Again, this just struck me as rather strange. FWIW, all the cars had full hoods, a few had aluminum radiators, and body styles varied from late '30s GM trucks, several '40s Fords, to even a '57 Chevy. A couple had AC but most didn't. Most (if not all) were 350s (except for the lone Mopar).
I'll make one more comment; talking to the Chevy motor guys one big attraction is how 'simple' they are to use and there's a bit of a 'one size fits all' mentality at work. If I've learned anything over the years, it's that it's rarely as simple as it looks... LOL...
Manifold vacuum doesn't give full advance all the time; it varies with engine load. If you've ever owned a car with vacuum wipers, that will be connected to manifold vacuum. When going up a hill and the wipers slow/stop, that's because manifold vacuum dropped under load.
The only real difference between manifold and ported vacuum in terms of the ignition is ported doesn't add advance at idle. Above idle they both act the same. But ported vacuum will increase engine temps at idle.
I'd say that it is not small block near as much as it is coolant capacity and air flow.
That and the OMG my gauge hit 200 I am going to ruin the engine in my hot rod, nonsense. It's amazing how many engines that run just fine in the original vehicle they are designed for running 195 thermostats and operating around 210 daily for thousands of miles are all the sudden overheating when they are put in a hot rod with a 180 thermostat and hit 200. Was it hot was it just hotter than they thought it should be?
Still air flow is a serious issue, I went out an dug out the old Ricky racer flex fan I ran on the 48 from 1989 until 2004. That would run down the highway all day at just over 180 with a 180 thermostat but get in traffic and the gauge would shoot up fast. The fan that I thought I needed for clearance just flat didn't pull any air. Comparing it to a fan that I bought at a swap meet last year there is a serious amount of difference in how much air they will pull Same diameter fan but one is designed for low restriction on a race car and the other is designed to pull some serious air. It was totally my screw up there as I probably should have run and electric fan on the top half of the radiator and left the mechanical fan off or gotten a real fan.
During another similar thread I got on the Spal fans page and discovered that not all Spal fans are created equally. There are several CFM ratings for the same size fans and if you go cheap you may not get one that moves enough air. Just because it is a Spal fan doesn't make it the best one for the application.

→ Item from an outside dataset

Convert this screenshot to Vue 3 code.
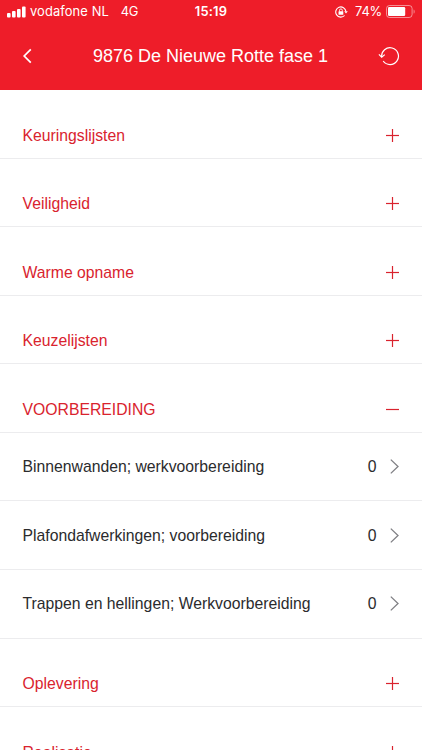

I went and checked the "reverse flow" on the LT engines and they use an entirely different cam driven water pump than the other small blocks do and coolant goes in the heads first and down though the block and back to the radiator.
Borrowed from the Engine builders site:
Reverse-Flow Cooling System
One reason why the new
engine performed better was the reverse-flow cooling system. By routing
the coolant to the cylinder heads first and then the block, the engine
could handle a higher compression ratio and maintain more consistent
cylinder head temperatures.
The water pump on these engines is driven by a small shaft off the
camshaft gear. This improved cooling reliability (no belt to slip or
fail), but it also creates a potential leak path for oil. The water
pump driveshaft seal typically leaks once the engine has about 60,000
miles on it. The fix is to replace the seal, which takes about two
hours and requires a special tool (J39087) to install the seal. The
tool prevents the lips on the seal from deforming when the seal is
installed. If you don’t use the tool, chances are the new seal will
leak — and you’ll have to do the job over again!
The cooling system on the LT1 tends to trap air when you are
attempting to refill it, so there’s a small bleeder screw on the
thermostat housing to help vent air. But even this may not be enough,
especially on the Camaro. If air gets trapped in the system, the
temperature sensor for the cooling fan may not be in contact with the
coolant, preventing the fan(s) from coming on, causing the engine to
overheat. To get the air out, you may have to raise the front of the
vehicle up so the radiator becomes the highest point in the system. Add
as much coolant as the system will take, then lower the vehicle, start
the engine, let it warm up, then shut it off. After the engine has
cooled, recheck the coolant level and add more coolant as needed to top
off the system.
That was my education for the day.
It's still comes down to:
Condition of the whole system.
capacity of the cooling system matching the engine.
ability of the whole system to effectively transfer heat from the engine to the air and away from the car.
I ´ve only had one SBC overheat on me yet. It was a 350 I put in a 64 Buick Wildcat. The stock radiator was clogged so badly it would overheat over 60 mph. My rule of thumb- experience is : Overheating at idle means not enough airflow through the radiator , overheating at speed means not enough radiator. Usually a clutch fan and a fan shroud are missing when one of my buddies´s complaining about their car´s overheating. But some of them won´t listen and keep buying new Chinese aluminum radiators and water pumps until they finally give in.
This is not accurate. First off, using ported vacuum doesn't cause the advance to come in earlier; when it starts to come in as the throttle is opened, the manifold vacuum system is already there. Both will end up the same, but the ported vacuum system does not come in earlier. Second, using manifold vacuum is not the same as leaving the vacuum advance off and setting the static timing more advanced to make up for it, that is a misunderstanding of how it works. During periods of low vacuum the manifold vacuum system will retard the timing. That retarded timing during periods of low vacuum will not occur if you just eliminate the vacuum advance and set the static timing more advanced.
Here's an article from Super Chevy discussing this (note it contradicts some remarks made earlier in this thread)
Las Vegas here, hot in the Summer. 4 SBC's, 46 Ford, 32 Ford p/u, '48 Merc and a '57 Pontiac. CENTER THE FAN WITHIN THE RADIATOR!!! No shrouds, NO flex fans, have pushers on the '57 and the '48, no over heating issues. Oh yeah, run A/C on 3 of 'em.